The nuclear powers must cooperate to prevent conflicts from escalating

By Rebecca Bynum


An image from the Chechen war

Last week the Chinese State Commissioner for counterterrorism and security, Cheng Guoping, stated that the Muslim separatist movement in XinJiang known as the East Turkistan Independence Movement (ETIM) poses “the most prominent challenge to China’s social stability, economic development and national security.” These comments came about a week after a video purportedly by the Islamic State group surfaced showing Uighurs training in Iraq, vowing to plant their flag in China and saying that blood will “flow in rivers.”

In last August’s foreign policy address, President Trump vowed to re-orient our foreign policy around the goal of halting the spread of radical Islam. Trump expressed the desire to welcome new allies and to re-orient NATO around this goal as well. A summit on this issue giving a place at the table to China and to Russia would be a bold and timely move.
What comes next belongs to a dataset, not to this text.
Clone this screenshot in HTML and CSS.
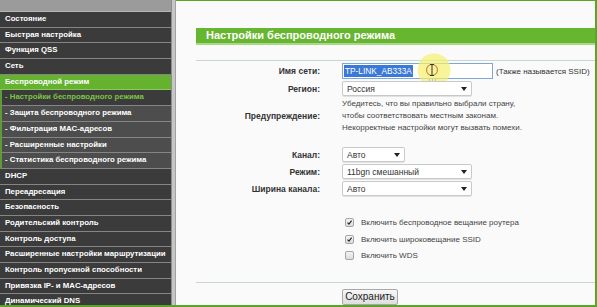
FILE: index.html
```html
<!DOCTYPE html>
<html lang="ru">
<head>
<meta charset="utf-8">
<title>Настройки беспроводного режима</title>
<link rel="stylesheet" href="styles.css">
</head>
<body>
<div class="page">
  <div class="main">
    <nav class="sidebar">
      <div class="side-top"></div>
      <div class="item">Состояние</div>
      <div class="item">Быстрая настройка</div>
      <div class="item">Функция QSS</div>
      <div class="item">Сеть</div>
      <div class="item item-active">Беспроводной режим</div>
      <div class="item sub sub-active">- Настройки беспроводного режима</div>
      <div class="item sub">- Защита беспроводного режима</div>
      <div class="item sub">- Фильтрация MAC-адресов</div>
      <div class="item sub">- Расширенные настройки</div>
      <div class="item sub">- Статистика беспроводного режима</div>
      <div class="item">DHCP</div>
      <div class="item">Переадресация</div>
      <div class="item">Безопасность</div>
      <div class="item">Родительский контроль</div>
      <div class="item">Контроль доступа</div>
      <div class="item">Расширенные настройки маршрутизации</div>
      <div class="item">Контроль пропускной способности</div>
      <div class="item">Привязка IP- и MAC-адресов</div>
      <div class="item">Динамический DNS</div>
    </nav>
    <div class="divider"></div>
    <section class="content">
      <h1 class="title">Настройки беспроводного режима</h1>
      <div class="rule"></div>
      <div class="form">
        <div class="row row-ssid">
          <div class="label">Имя сети:</div>
          <div class="field">
            <div class="input"><span class="selected">TP-LINK_AB333A</span></div>
            <span class="hint">(Также называется SSID)</span>
            <svg class="cursor-mark" width="36" height="36" viewBox="0 0 36 36">
              <circle cx="18" cy="17" r="16.5" fill="#f4ef6e" fill-opacity="0.7"/>
              <circle cx="16" cy="17" r="5.5" fill="none" stroke="#d7893a" stroke-width="1.2"/>
              <path d="M14 11.5h4M16 11.5v11M14 22.5h4" stroke="#333" stroke-width="1" fill="none"/>
              <path d="M13 27h1M16 27h1M19 27h1" stroke="#999" stroke-width="1"/>
            </svg>
          </div>
        </div>
        <div class="row row-region">
          <div class="label">Регион:</div>
          <div class="field">
            <div class="select wide"><span>Россия</span><i class="arrow"></i></div>
          </div>
        </div>
        <div class="row row-warn">
          <div class="label">Предупреждение:</div>
          <div class="field warn">
            <p>Убедитесь, что вы правильно выбрали страну,</p>
            <p>чтобы соответствовать местным законам.</p>
            <p>Некорректные настройки могут вызвать помехи.</p>
          </div>
        </div>
        <div class="row row-channel">
          <div class="label">Канал:</div>
          <div class="field">
            <div class="select narrow"><span>Авто</span><i class="arrow"></i></div>
          </div>
        </div>
        <div class="row row-sel">
          <div class="label">Режим:</div>
          <div class="field">
            <div class="select wide"><span>11bgn смешанный</span><i class="arrow"></i></div>
          </div>
        </div>
        <div class="row row-sel">
          <div class="label">Ширина канала:</div>
          <div class="field">
            <div class="select wide"><span>Авто</span><i class="arrow"></i></div>
          </div>
        </div>
        <div class="checks">
          <div class="check"><span class="box checked"><svg width="9" height="9" viewBox="0 0 9 9"><path d="M2 4.6l1.8 2L7.2 2" stroke="#222" stroke-width="1.4" fill="none"/></svg></span>Включить беспроводное вещание роутера</div>
          <div class="check"><span class="box checked"><svg width="9" height="9" viewBox="0 0 9 9"><path d="M2 4.6l1.8 2L7.2 2" stroke="#222" stroke-width="1.4" fill="none"/></svg></span>Включить широковещание SSID</div>
          <div class="check"><span class="box"></span>Включить WDS</div>
        </div>
      </div>
      <div class="rule rule-bottom"></div>
      <div class="actions"><button class="btn">Сохранить</button></div>
    </section>
  </div>
  <div class="bottom-bar"></div>
</div>
</body>
</html>
```
FILE: styles.css
```css
* { box-sizing: border-box; }
html, body { margin: 0; padding: 0; }
body {
  width: 597px;
  height: 307px;
  overflow: hidden;
  font-family: "Liberation Sans", Arial, sans-serif;
  background: #fafafa;
}
.page { display: flex; flex-direction: column; width: 597px; height: 307px; }
.main { display: flex; height: 305px; overflow: hidden; }
.bottom-bar { height: 2px; background: #5aa526; }

.sidebar {
  width: 171px;
  flex: none;
  background: #3b3b3b;
  display: flex;
  flex-direction: column;
}
.side-top { height: 12px; flex: none; background: #9b9b9b; border-bottom: 1px solid #b5b5b5; }
.item {
  flex: none;
  height: 15.7px;
  line-height: 14.7px;
  padding-left: 5px;
  border-bottom: 1px solid #858585;
  color: #fff;
  font-size: 7.8px;
  font-weight: bold;
  white-space: nowrap;
  background: #3b3b3b;
}
.item-active { background: #64b22e; border-bottom-color: #8cc862; }
.sub { background: #4d4d4d; border-left: 2px solid #5e9a36; padding-left: 3px; }
.sub-active { background: #3b3b3b; color: #7cc444; }

.divider {
  width: 5px;
  flex: none;
  background: #c6c6c6;
  border-left: 1px solid #8d8d8d;
  border-right: 1px solid #a0a0a0;
}

.content {
  flex: 1;
  border-top: 1px solid #5aa526;
  border-right: 2px solid #5aa526;
  background: #fafafa;
  padding-left: 20px;
  display: flex;
  flex-direction: column;
}
.title {
  margin: 27px 0 0 0;
  height: 17px;
  background: #66b630;
  border-bottom: 2px solid #a9d88a;
  color: #fff;
  font-size: 11px;
  font-weight: bold;
  line-height: 15px;
  padding-left: 10px;
}
.rule { height: 2px; margin-top: 15px; background: #8fab8f; border-bottom: 1px solid #c9d7c9; }

.form { display: flex; flex-direction: column; }
.row { display: flex; align-items: center; }
.label {
  width: 124px;
  flex: none;
  text-align: right;
  font-size: 8.5px;
  font-weight: bold;
  color: #333;
}
.field { margin-left: 22px; display: flex; align-items: center; position: relative; }

.row-ssid { margin-top: 2px; height: 16px; }
.row-region { margin-top: 2px; height: 15px; }
.row-warn { margin-top: 2px; }
.row-channel { margin-top: 13px; height: 15px; }
.row-sel { margin-top: 2px; height: 15px; }

.input {
  width: 151px;
  height: 16px;
  border: 1px solid #7ea6d6;
  background: #fff;
  padding: 1px 1px;
  display: flex;
  align-items: stretch;
}
.selected {
  background: #3b79d8;
  color: #fff;
  font-size: 8.3px;
  line-height: 12px;
  padding: 0 1px;
}
.hint { margin-left: 3px; font-size: 8px; color: #333; white-space: nowrap; }
.cursor-mark { position: absolute; left: 74px; top: -10px; }

.select {
  height: 15px;
  border: 1px solid #c9c9c9;
  border-radius: 2px;
  background: #fff;
  box-shadow: 0 1px 0 #e2e2e2;
  display: flex;
  align-items: center;
  justify-content: space-between;
  padding: 0 4px 0 4px;
  font-size: 8.5px;
  color: #333;
}
.select.wide { width: 130px; }
.select.narrow { width: 63px; }
.arrow {
  width: 0; height: 0;
  border-left: 3px solid transparent;
  border-right: 3px solid transparent;
  border-top: 4px solid #222;
}

.warn { flex-direction: column; align-items: flex-start; }
.warn p { margin: 0; font-size: 8px; line-height: 12px; color: #444; white-space: nowrap; }

.checks { margin-top: 18px; margin-left: 146px; display: flex; flex-direction: column; }
.check { height: 16.5px; display: flex; align-items: center; font-size: 8px; color: #444; }
.box {
  width: 9px; height: 9px;
  margin-left: 3px;
  margin-right: 7px;
  border: 1px solid #a5a5a5;
  border-radius: 2px;
  background: linear-gradient(#f4f4f4, #dcdcdc);
  display: flex;
  align-items: center;
  justify-content: center;
}
.box svg { display: block; }

.rule-bottom { margin-top: 18px; }
.actions { margin-top: 3px; padding-left: 146px; }
.btn {
  width: 56px;
  height: 16px;
  padding: 0;
  border: 1px solid #a8a8a8;
  border-radius: 2px;
  background: linear-gradient(#f7f7f7, #dedede);
  font-family: "Liberation Sans", Arial, sans-serif;
  font-size: 10px;
  color: #222;
  line-height: 14px;
}
```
Such a summit would signal to the world we are serious about wanting a global re-alignment to confront this global threat aimed at destroying civilization. It would signal to the Russians that the US will no longer automatically favor everything and anything Russia opposes, such as the independence of Chechnya, which like Xinjiang in China, is the Russian province with the highest percentage of Muslims and hence a “restive” population.

Talking with China and Russia on the issue of North Korea should also be included. Neither China nor Russia want to see a nuclear exchange so close to their borders and neither country wants to be drawn into a wider conflict sparked by the unpredictable Kim Jong-Un.

The great nuclear powers might begin to open sturdy channels of communication and begin cooperation to prevent any potential conflict from sparking a large scale nuclear conflagration. Both Iran and North Korea should be thwarted early in their ambitions as budding nuclear powers which will soon be able to hold the entire world hostage to their demands. The civilized world must defend itself and use pre-emptive measures if necessary. But in order for any kind of pre-emptive strike to be effective and relatively safe, the great nuclear powers must be on board well in advance.

The deal Clinton made with North Korea failed. The deal Obama made with Iran is failing. Both situations require the combined and coordinated pressure from the great powers. President Trump has the opportunity to demonstrate leadership on the world stage. Now is the time for a summit.